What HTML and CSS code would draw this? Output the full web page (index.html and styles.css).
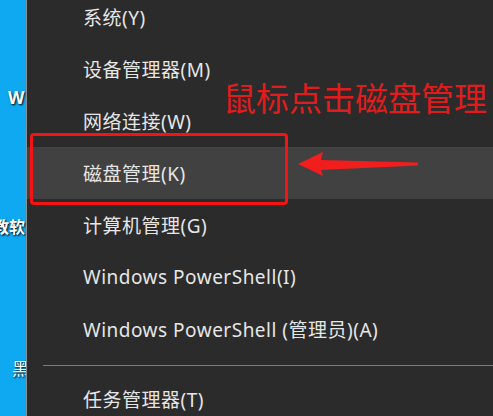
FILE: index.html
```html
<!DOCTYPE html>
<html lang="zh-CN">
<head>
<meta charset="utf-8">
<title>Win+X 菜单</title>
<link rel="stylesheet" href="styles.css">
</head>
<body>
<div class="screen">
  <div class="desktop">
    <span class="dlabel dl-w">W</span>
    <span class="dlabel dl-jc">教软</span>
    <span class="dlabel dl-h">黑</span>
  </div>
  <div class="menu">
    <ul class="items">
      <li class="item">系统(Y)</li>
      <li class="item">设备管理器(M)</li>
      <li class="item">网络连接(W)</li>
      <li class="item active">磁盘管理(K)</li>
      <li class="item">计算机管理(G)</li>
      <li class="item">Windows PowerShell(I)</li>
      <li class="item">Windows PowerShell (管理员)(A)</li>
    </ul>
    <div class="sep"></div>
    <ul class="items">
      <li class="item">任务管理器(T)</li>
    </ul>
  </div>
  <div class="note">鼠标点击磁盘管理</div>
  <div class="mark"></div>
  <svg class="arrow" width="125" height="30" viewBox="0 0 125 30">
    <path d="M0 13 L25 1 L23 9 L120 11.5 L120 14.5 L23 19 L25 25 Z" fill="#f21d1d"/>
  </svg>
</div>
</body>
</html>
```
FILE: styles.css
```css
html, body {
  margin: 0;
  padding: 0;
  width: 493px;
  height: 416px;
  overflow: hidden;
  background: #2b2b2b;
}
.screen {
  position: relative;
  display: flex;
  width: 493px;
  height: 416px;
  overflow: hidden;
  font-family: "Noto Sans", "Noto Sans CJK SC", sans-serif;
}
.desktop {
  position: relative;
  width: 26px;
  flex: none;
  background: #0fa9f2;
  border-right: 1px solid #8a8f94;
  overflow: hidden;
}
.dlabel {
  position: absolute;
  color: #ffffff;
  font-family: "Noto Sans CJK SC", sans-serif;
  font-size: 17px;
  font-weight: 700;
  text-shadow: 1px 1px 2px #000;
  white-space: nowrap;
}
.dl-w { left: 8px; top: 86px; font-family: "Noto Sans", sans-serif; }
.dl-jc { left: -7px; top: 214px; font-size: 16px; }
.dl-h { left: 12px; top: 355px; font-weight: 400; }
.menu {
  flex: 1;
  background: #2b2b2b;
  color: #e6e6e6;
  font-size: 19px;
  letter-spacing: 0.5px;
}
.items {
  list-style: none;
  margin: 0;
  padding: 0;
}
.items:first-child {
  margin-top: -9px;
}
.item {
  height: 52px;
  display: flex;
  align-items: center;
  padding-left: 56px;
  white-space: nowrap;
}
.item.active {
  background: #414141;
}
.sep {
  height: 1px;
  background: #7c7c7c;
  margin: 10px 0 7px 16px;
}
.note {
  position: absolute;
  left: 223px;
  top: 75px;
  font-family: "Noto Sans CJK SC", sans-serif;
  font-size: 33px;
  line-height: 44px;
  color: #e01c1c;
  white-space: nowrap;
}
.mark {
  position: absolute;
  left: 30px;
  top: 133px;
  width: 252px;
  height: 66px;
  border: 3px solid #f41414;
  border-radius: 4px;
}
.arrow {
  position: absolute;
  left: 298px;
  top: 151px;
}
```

WRITTEN REQUEST: Reproduce each line word for word and drop the pictures.

WORKED ANSWER:
What HTML and CSS code would draw this? Output the full web page (index.html and styles.css).
FILE: index.html
```html
<!DOCTYPE html>
<html lang="zh-CN">
<head>
<meta charset="utf-8">
<title>Win+X 菜单</title>
<link rel="stylesheet" href="styles.css">
</head>
<body>
<div class="screen">
  <div class="desktop">
    <span class="dlabel dl-w">W</span>
    <span class="dlabel dl-jc">教软</span>
    <span class="dlabel dl-h">黑</span>
  </div>
  <div class="menu">
    <ul class="items">
      <li class="item">系统(Y)</li>
      <li class="item">设备管理器(M)</li>
      <li class="item">网络连接(W)</li>
      <li class="item active">磁盘管理(K)</li>
      <li class="item">计算机管理(G)</li>
      <li class="item">Windows PowerShell(I)</li>
      <li class="item">Windows PowerShell (管理员)(A)</li>
    </ul>
    <div class="sep"></div>
    <ul class="items">
      <li class="item">任务管理器(T)</li>
    </ul>
  </div>
  <div class="note">鼠标点击磁盘管理</div>
  <div class="mark"></div>
  <svg class="arrow" width="125" height="30" viewBox="0 0 125 30">
    <path d="M0 13 L25 1 L23 9 L120 11.5 L120 14.5 L23 19 L25 25 Z" fill="#f21d1d"/>
  </svg>
</div>
</body>
</html>
```
FILE: styles.css
```css
html, body {
  margin: 0;
  padding: 0;
  width: 493px;
  height: 416px;
  overflow: hidden;
  background: #2b2b2b;
}
.screen {
  position: relative;
  display: flex;
  width: 493px;
  height: 416px;
  overflow: hidden;
  font-family: "Noto Sans", "Noto Sans CJK SC", sans-serif;
}
.desktop {
  position: relative;
  width: 26px;
  flex: none;
  background: #0fa9f2;
  border-right: 1px solid #8a8f94;
  overflow: hidden;
}
.dlabel {
  position: absolute;
  color: #ffffff;
  font-family: "Noto Sans CJK SC", sans-serif;
  font-size: 17px;
  font-weight: 700;
  text-shadow: 1px 1px 2px #000;
  white-space: nowrap;
}
.dl-w { left: 8px; top: 86px; font-family: "Noto Sans", sans-serif; }
.dl-jc { left: -7px; top: 214px; font-size: 16px; }
.dl-h { left: 12px; top: 355px; font-weight: 400; }
.menu {
  flex: 1;
  background: #2b2b2b;
  color: #e6e6e6;
  font-size: 19px;
  letter-spacing: 0.5px;
}
.items {
  list-style: none;
  margin: 0;
  padding: 0;
}
.items:first-child {
  margin-top: -9px;
}
.item {
  height: 52px;
  display: flex;
  align-items: center;
  padding-left: 56px;
  white-space: nowrap;
}
.item.active {
  background: #414141;
}
.sep {
  height: 1px;
  background: #7c7c7c;
  margin: 10px 0 7px 16px;
}
.note {
  position: absolute;
  left: 223px;
  top: 75px;
  font-family: "Noto Sans CJK SC", sans-serif;
  font-size: 33px;
  line-height: 44px;
  color: #e01c1c;
  white-space: nowrap;
}
.mark {
  position: absolute;
  left: 30px;
  top: 133px;
  width: 252px;
  height: 66px;
  border: 3px solid #f41414;
  border-radius: 4px;
}
.arrow {
  position: absolute;
  left: 298px;
  top: 151px;
}
```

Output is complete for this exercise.